Het enige opbeurende dat me bijbleef van David Attenboroughs film A Life on our planet was Costa Rica. Het Midden-Amerikaanse landje was rond 1900 voor driekwart bedekt met tropisch regenwoud en wildernis. Een halve eeuw later was daar nog een kwart van over. Er kwam een president – José Figueres Ferrer – die het leger afschafte (‘Als de Amerikanen ons land willen binnenlopen doen ze dat toch wel’) en het uitgespaarde geld stak in het subsidiëren van landeigenaren die hun land weer ‘wild’ moesten maken. In vijfentwintig jaar tijd, zei sir David, was een kwart van Costa Rica’s ontgonnen grondgebied teruggebracht tot beschermd gebied of nationaal park dat in soortenrijkdom niet onderdeed voor de klassieke tropische bossen. Voor degenen die nu denken dat Costa Rica hierdoor aan de bedelstaf is geraakt: Costa Rica is in Centraal Amerika een eenzaam eiland van welvaart en voorspoed temidden van ellende en burgeroorlogen.
In het rijtje hoopvolle voorbeelden kwam ook ons landje langs met zijn ‘relatively small family owned farms’ met een enorme opbrengst per hectare.
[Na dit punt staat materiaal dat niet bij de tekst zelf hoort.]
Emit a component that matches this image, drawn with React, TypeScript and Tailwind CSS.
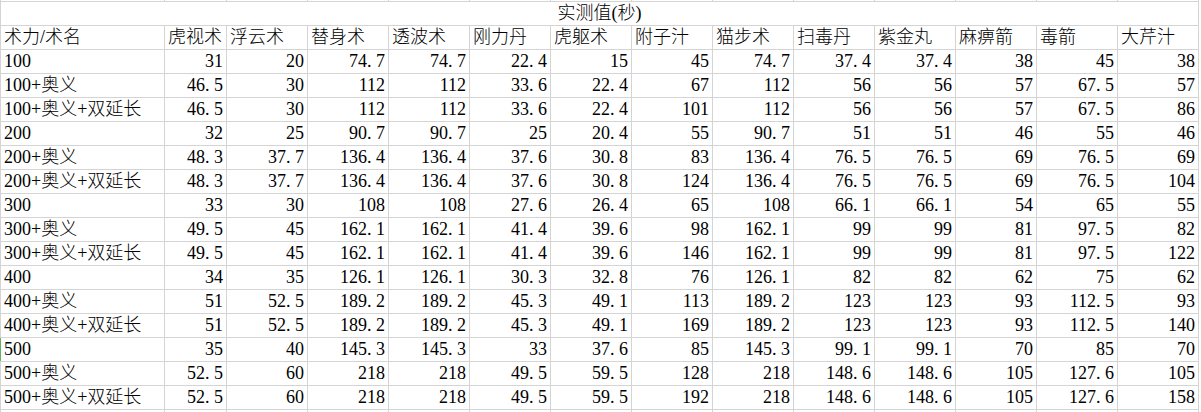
import React from "react";

const headers = [
  "虎视术",
  "浮云术",
  "替身术",
  "透波术",
  "刚力丹",
  "虎躯术",
  "附子汁",
  "猫步术",
  "扫毒丹",
  "紫金丸",
  "麻痹箭",
  "毒箭",
  "大芹汁",
];

const rows: [string, string[]][] = [
  ["100", "31 20 74.7 74.7 22.4 15 45 74.7 37.4 37.4 38 45 38"],
  ["100+奥义", "46.5 30 112 112 33.6 22.4 67 112 56 56 57 67.5 57"],
  ["100+奥义+双延长", "46.5 30 112 112 33.6 22.4 101 112 56 56 57 67.5 86"],
  ["200", "32 25 90.7 90.7 25 20.4 55 90.7 51 51 46 55 46"],
  ["200+奥义", "48.3 37.7 136.4 136.4 37.6 30.8 83 136.4 76.5 76.5 69 76.5 69"],
  ["200+奥义+双延长", "48.3 37.7 136.4 136.4 37.6 30.8 124 136.4 76.5 76.5 69 76.5 104"],
  ["300", "33 30 108 108 27.6 26.4 65 108 66.1 66.1 54 65 55"],
  ["300+奥义", "49.5 45 162.1 162.1 41.4 39.6 98 162.1 99 99 81 97.5 82"],
  ["300+奥义+双延长", "49.5 45 162.1 162.1 41.4 39.6 146 162.1 99 99 81 97.5 122"],
  ["400", "34 35 126.1 126.1 30.3 32.8 76 126.1 82 82 62 75 62"],
  ["400+奥义", "51 52.5 189.2 189.2 45.3 49.1 113 189.2 123 123 93 112.5 93"],
  ["400+奥义+双延长", "51 52.5 189.2 189.2 45.3 49.1 169 189.2 123 123 93 112.5 140"],
  ["500", "35 40 145.3 145.3 33 37.6 85 145.3 99.1 99.1 70 85 70"],
  ["500+奥义", "52.5 60 218 218 49.5 59.5 128 218 148.6 148.6 105 127.6 105"],
  ["500+奥义+双延长", "52.5 60 218 218 49.5 59.5 192 218 148.6 148.6 105 127.6 158"],
].map(([l, v]) => [l, v.split(" ")] as [string, string[]]);

function Num({ v }: { v: string }) {
  const parts = v.split(".");
  if (parts.length === 1) return <>{v}</>;
  return (
    <>
      {parts[0]}
      <span className="inline-block w-[9px] text-left">.</span>
      {parts[1]}
    </>
  );
}

const cell =
  "bg-white overflow-hidden whitespace-nowrap leading-[23px] text-black [font-family:'Liberation_Serif','Noto_Sans_CJK_SC',serif] font-light";

export default function App() {
  return (
    <div className="bg-white w-[1201px] h-[412px] overflow-hidden font-serif text-[18px]">
      <div className="grid w-fit bg-[#d4d4d4] px-px gap-px grid-cols-[163px_61px_repeat(12,80px)] grid-rows-[1px_repeat(17,23px)_2px]">
        {Array.from({ length: 14 }).map((_, i) => (
          <div key={"t" + i} className="bg-white" />
        ))}
        <div className={cell + " col-span-full text-center"}>实测值(秒)</div>
        <div className={cell + " pl-[3px]"}>术力/术名</div>
        {headers.map((h) => (
          <div key={h} className={cell + " pl-[3px]"}>
            {h}
          </div>
        ))}
        {rows.map(([label, vals]) => (
          <React.Fragment key={label}>
            <div
              className={
                cell +
                " pl-[3px]" +
                (label === "500" ? " shadow-[-1px_0_0_#5fb35f]" : "")
              }
            >
              {label}
            </div>
            {vals.map((v, i) => (
              <div key={i} className={cell + " text-right pr-[3px]"}>
                <Num v={v} />
              </div>
            ))}
          </React.Fragment>
        ))}
        {Array.from({ length: 14 }).map((_, i) => (
          <div key={"b" + i} className="bg-white" />
        ))}
      </div>
    </div>
  );
}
We zagen kassen, akkerbouw. Wijselijk had sir David de camera niet gericht op de mestoverschotten, de methaan, ammoniak en stikstof, om nog maar te zwijgen over de 120 miljoen industrieel samengepakte landbouwhuisdieren: die stinkende, sudderende vaatdoek op het aanrecht – of, in de woorden van de WHO, die alarmerende hot spot voor virusuitbraken – waar niemand met macht zijn vingers aan wilde branden.
Als we ergens moesten beginnen, zei Attenborough in een nagesprek met Michael Palin, dan zou hij op zee beginnen. Een wereldwijde afspraak over visserij. Er zijn over de hele wereld kraamkamers, zei sir David, die we inmiddels goed in kaart hebben. Als we die kraamkamers met rust laten, dan planten de vissen, zowel de grote als de kleine, zowel de ernstig bedreigde als de nog niet bedreigde, zich meer dan genoeg voort voor een stabiele visserij- en voedselopbrengst. Dan moesten we wel stoppen met domme visserij: op de verkeerde momenten, op de verkeerde plekken, met de verkeerde middelen – boomkorren, pulsgeluiden.
Omdat dit natuurlijk ver buiten het handelingsperspectief van de verbouwereerde bioscoopbezoeker lag, had sir David voor ons ook een praktische opdracht zodat we niet met lege handen de schemerige herfststraat op hoefden. Verspil niet, zei hij. Geen voedsel, geen materialen, geen brandstof, geen tijd. Daar konden we het mee doen.
Stil liepen R en ik naar de metro, zetten onze mondkapjes op, reisden twee haltes, stapten toen over, allebei een andere kant op. De dag waarop we Attenboroughs A Life on our planet zagen was ook de dag van onze eerste gemondkapte kus. Het was een makkelijk te onthouden verband.